Tuesday 5 October 2004

Temporary Structures: Atom Smashing: Eliding Expectation

No, really.



Sometimes I think my way of making artwork is a bit like a sort of mathematical process, where I start off with an interesting expression and try it out with other interesting expressions to see what the outcome will be. Just like that, I'm hoping for products that will solve or partially elucidate other, further problems, and like my imaginary mathematician, I'm drawn towards the most elegant solutions, and feel the urge to whittle off the ugly nubs that won't fit into my streamlined vision. While there are probably further analogies to be drawn in the working-out of proofs and the processes used to validate and analyse the mathematician's efforts and my own, I'm not getting into them just yet.

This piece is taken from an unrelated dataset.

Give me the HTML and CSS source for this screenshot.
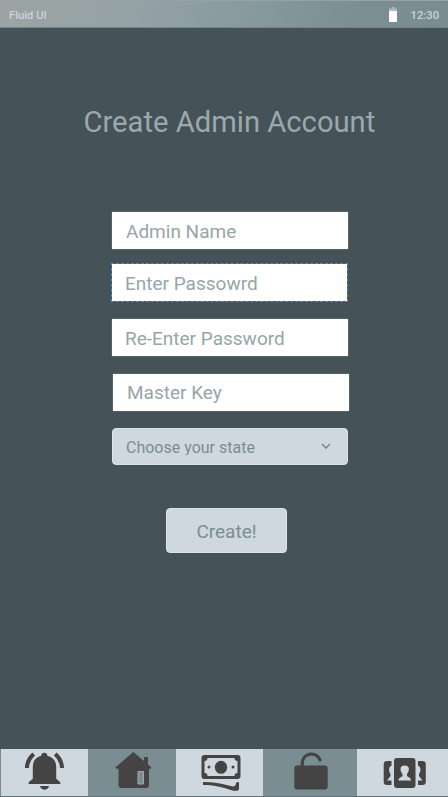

What I do find interesting is the sense of play and unjudging
experimentation this image conjures. I'm expecting something, but I'm
prepared for something else, too, and it often surprises me. This
happens when I



a: write my way into a text



b: pursue an analogy for its own sake to see what the model can tell me



c: use exotic filters in photoshop



d: put one picture next to another



e: find out some new historical thread to my researches



f: have another look after a cup of tea



and so on. Moments of epiphany, perhaps.



The atom-smashing bit comes out of the thought that what I'm doing
is whirling carefully-selected and sometimes quite tightly controlled
ideas at one another to see what comes out: there's the famous "fruit
salad" analogy in particle-acceleration speak, which says there's lots
of stuff (subatomic particles, novelties) produced but lots of research
depends on knowing how to look and what you expect... but, very
importantly, not always.



Another problem that I've been thinking about is the one of
meaningfulness. This is something that I've kept off my back by making
books, and I think that the practice itself has been a sort of critical
tool. A sort of big analogy: I will explain. Lots of artists and other
theory eaters have cause to complain that without a sense of truth and
validity of feeling etc, it's quite impossible to make meaningful
statements. I also come across the complaint that with no controlling
narratives to cling to, the field of possibility for art is hopelessly
vast.



I found that I coped, quite by accident, with this, by ignoring its
ramifications...or, more pertinently, by eliding my expectations of the
artwork. I did this by choosing to make books, which did two things.



A: It gave the work a physical boundary and a base form that I would work out from.



B: It gave me a cultural norm to depend on.



Both of these things have to be taken in the sense I used them- as
temporary structures (of which, more later). Of course, they are also
inter-related and serve one another, too.



By choosing books, I am choosing a form with powerful expectations
appended to it. We expect, with the strongest possible faith, that
books will give us a continuous narrative and have a particular
sequence and so on. Knowing that, I can choose how to work with it or
confound it. Either way, I'm depending on the notional book: the social
construction of the book.



The book is also a structure complete within itself. We are quite
used to books being complete within themselves ( or certainly, we feel
that way, even if it is a fallacy). We are quite used to suspending our
critical faculties to entertain notions of fantastic spaceships and
unlikely love stories in fiction. We pretend in them, that we can peer
inside others' motivations as well. All this is the successful
accomplishment of the novel, which goes on being, even if we are now
aware of how the insides leak out into the world and vice versa. Of
course, it was always thus, and that didn't stop anyone writing
meaningful fictions. What writing a novel, making a book, or in the
wider sense making a finite work of art does, is to limit the
responsibilities of the artifact. By limiting the physical boundaries
and eliding the cultural expectations demanded of the object one is
creating a temporary structure.



Such structure can withstand varying degrees of critical buffeting,
like all theories. ( The allusion is to the critical rigour of
scientific theories, with the difference that the artist does not look
to falsify their theory, rather they are-I think-most likely to publish
the most interesting result). The use of the artwork is as a critical
tool, as an analogy itself, to be used in the next cycle of
atom-smashing.



Working in books, is for me, working in temporary structures. each
book is a temporary home for my practice and has its own microclimate.
There is a pun here, too. Since most of my subject matter comes from
the retelling or refiguring of historical events, they are also
temporal structures. And since they are also narrative pieces,
controlling the viewer's experience of time through the narrative, they
are again temporal structures.



This is an untidy piece of writing, and has many problems, but these are some of the ways I think about `artistic practice.